State fans were looking for the huge win, expecting to do something they haven’t done much of, to beat their most hated rival. What they got was a one-sided drubbing.

That game was, of course, the beginning of the end of what at one time looked like Herb Sendek’s best team. It was the start of the basketball upheaval at State that saw Sendek leave for Arizona State. Enter Sidney Lowe.

I will be at Saturday’s game, but if Carolina wins by 24 this time, it won’t surprise me at all. I think it will be closer, hope it will because, frankly, I hate blowouts—but a double figure UNC win is what’s expected.

Carolina comes to Raleigh with a 20-2 record. They’re alone in first place in the ACC, and they have just waves and waves of players, talented players who will want to run State into the ground. That’s what Roy Williams wants. That’s what he expects.

And State knows this.

”They come at you in full force” says Pack coach Sidney Lowe. ” We’re going to have to be ready and be good defensively.”

You bet they will. Carolina just doesn’t beat teams. They dismantle teams. In their recent five-game winning streak, the closest a team has come to the Tar Heels is 16 points. In the Tar Heels 20 wins, only two teams have made it a single-digit game.

“They certainly try to impose their will on you,” Lowe says, “to make you play their game.”

And Carolina’s game is to get up and down the court as fast they can, to force tempo at every opportunity. Roy Williams wants a high-possession game. With their depth Carolina wants to wear down N.C. State, just like they’ve done to just about everybody else. Running with Carolina is like running with the bulls: there’s chance you may be trampled.

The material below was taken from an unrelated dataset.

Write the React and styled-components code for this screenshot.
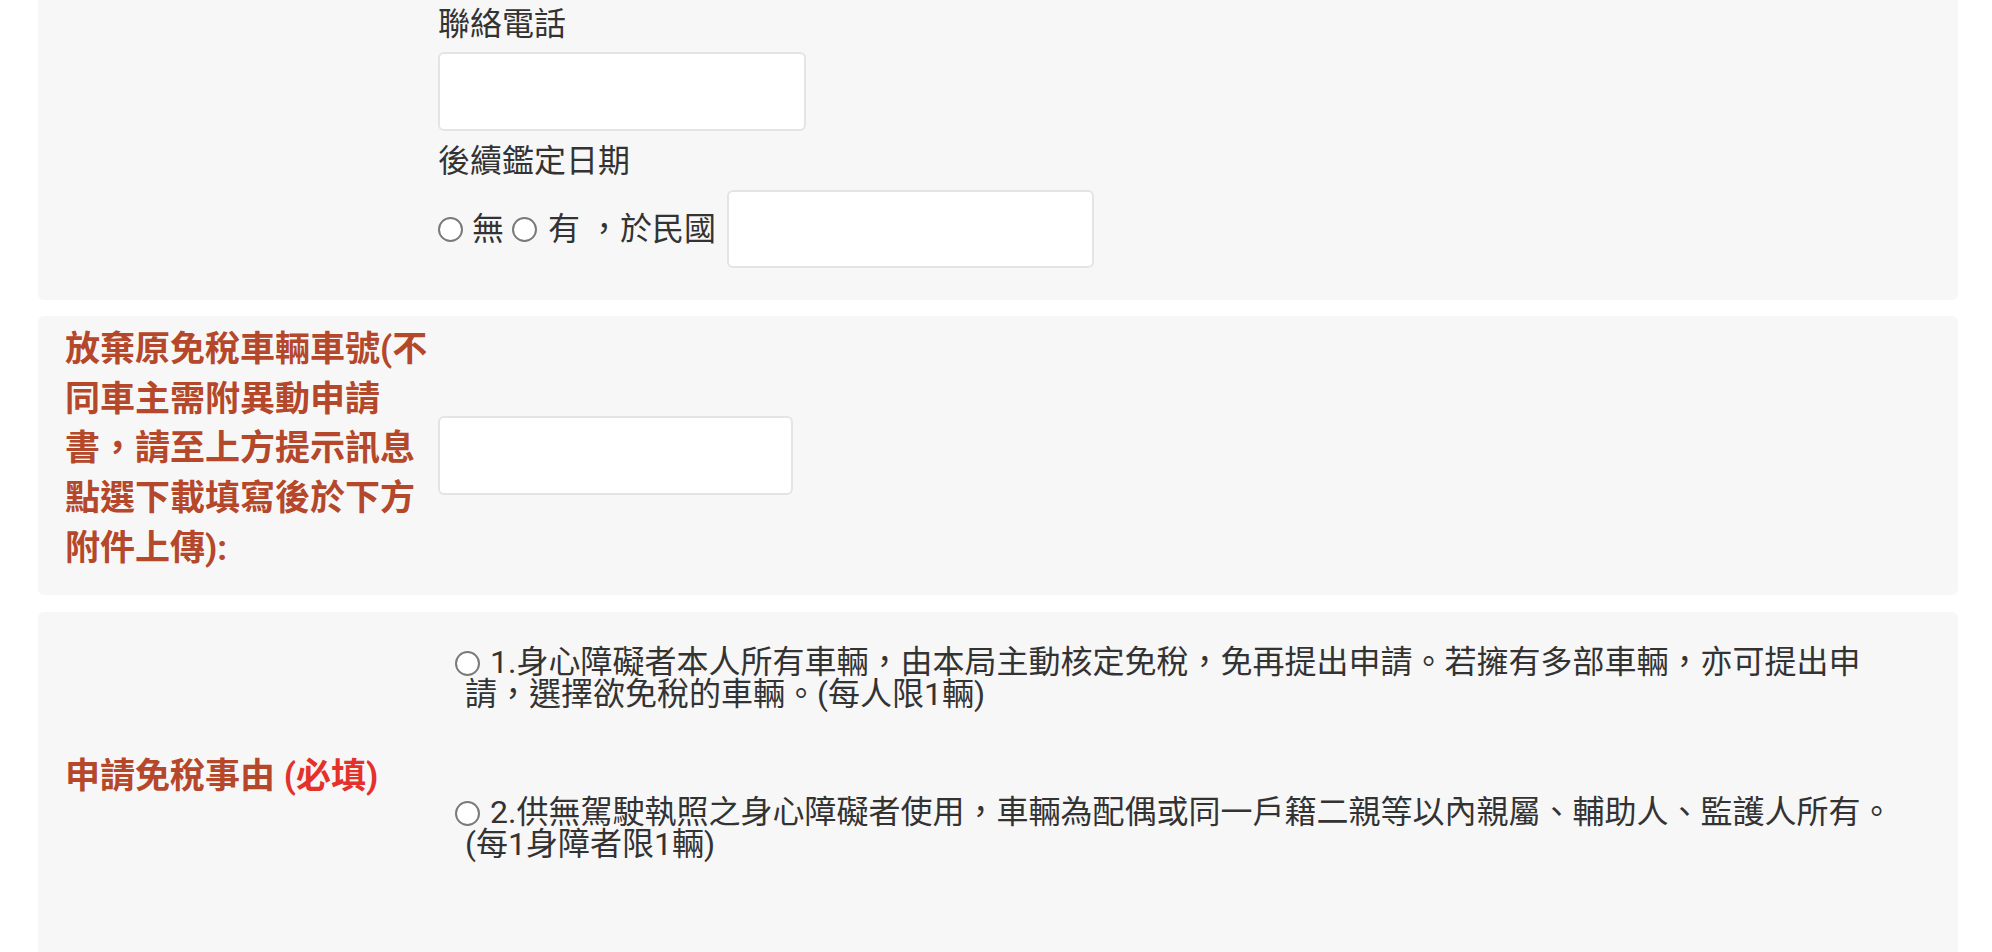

State will do their best to not let that happen. I’m not sure they can.

Sidney Lowe knows this is a big game. He played in enough of these State-Carolina games, and now he’s coaching his first game against N.C. State’s most bitter foe.

State will come into the game with some confidence. The upset at Virginia Tech was a huge win for Lowe, his biggest win to date without question.

Engin Atsur’s return from the left hamstring problem has been so key.

“I think having Engin out there is a huge, huge positive for them,” UNC’S Williams said on Friday. “You watch the way they played against Virginia Tech, that’s not what they’ve had those other games.”

Lowe says Atsur is feeling better physically each day, that he’s moving a little quicker is able to move better laterally.

And the first-year State coach knows better than anyone what his presence means.

“Just being on the floor gives us a calmness on both ends of the floor.”

I don’t think many realistic people think that State will upset Carolina, but things can happen and do happen, and State is not without talent. It's just not as much talent as the third-ranked team in the country.

Carolina will come out hard and with the intensity of a spring thunderstorm. State will have to dig deep to be able to match that.

“It’s a great opportunity,” Lowe says. “It’s not so much about the other team as much as it is about us playing our game and sticking to our game plan.”

It will be rowdy and rude at the RBC Center. The Pack fans know its team needs a sixth man.

It’s State-Carolina. State fans hope for the best, but are preparing for the worst. They are well aware of the onslaught that can be the Tar Heels.

Carolina fans are smug. They fully expect to win and to win going away.

State will need their game of the season to pull this upset.

Can it happen? The odds say no.

But there is a reason they play the game. You never really know.

Sidney Lowe knows a little something about that, doesn’t he?